Serrano destaca o caráter de desobediência civil de um pequeno grupo que, segundo ele entende, precisa ser enfrentado. “É algo que está acontecendo no país que me preocupa muito, diz o jurista ao apontar a necessária defesa da democracia até a posse de Lula e mesmo depois dela, “o cumprimento da Lei no rigor”.

De acordo com o jurista o raciocínio estratégico adotado no país nessas situações “liquida com a autonomia do Direito” e está ocorrendo uma excessiva tolerância com ilegalidades muito fortes. “A revanche e a vingança são sentimentos não democráticos, mas a democracia pressupõe cumprimento da lei”, alerta.

O professor da PUC-SP cita como exemplos, além dos bloqueios feitos por bolsonaristas nas estradas, o caso de Roberto Jeferson e da deputada federal Carla Zambelli (PL/SP).
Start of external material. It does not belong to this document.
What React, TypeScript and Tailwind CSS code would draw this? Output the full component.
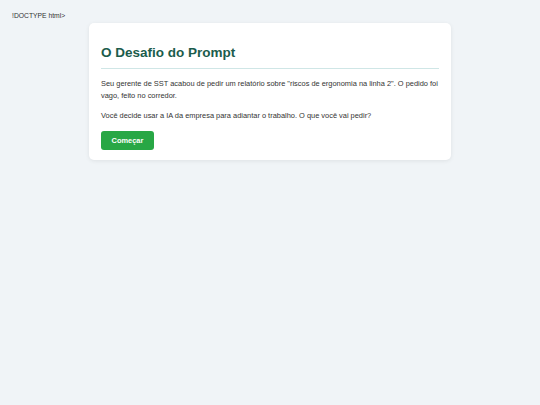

No sábado, de arma em punho, a deputada perseguiu um eleitor de Lula, mas sequer teve seu porte de arma revogado. Para Serrano, o caso de Jeferson foi ainda mais elucidativo.

No entendimento dele, o Supremo Tribunal Federal (STF) agiu corretamente quando disciplinou a utilização de algemas em operações de prisão quando não há resistência. Mas o ato do ex-deputado, contrapõe, foi ao extremo. “Ele disparou 60 tiros de fuzil e atirou três granadas em agentes da Polícia Federal e foi tratado praticamente com deferência”, frisa o jurista.

Serrano vê um paradoxo entre essa tolerância e a postura da Polícia Rodoviária Federal (PRF). “No dia da eleição do segundo turno estavam fazendo operações para dificultar o transporte de pessoas que estavam indo para exercer o seu direito de voto. E hoje?”, questiona.

Bolsonaro em silêncio

Enquanto isso, o presidente Jair Bolsonaro permanece em silencio sobre o resultado das eleições de segundo turno, das quais saiu derrotado por Lula. Em reunião com ministros, ele avisou que não iria contestar o resultado das urnas. Mas não se pronunciou.

Primeiro a não renovar o seu mandato desde estabelecimento da reeleição no país, Bolsonaro agora figura como o mandatário que levou mais tempo para reconhecer a vitória do adversário.

Quase 20 horas se passaram desde a proclamação do resultado pelo Supremo Tribunal Eleitoral (STE) e o presidente fez apenas acenos sobre uma possibilidade de se manifestar.

Para efeitos de comparação, até agora, José Serra (PSDB/SP) tinha sido o candidato com maior tempo de espera para reconhecer derrota para Dilma Rousseff (PT), em 2010. O tucano na ocasião se pronunciou duas horas após a eleição da petista.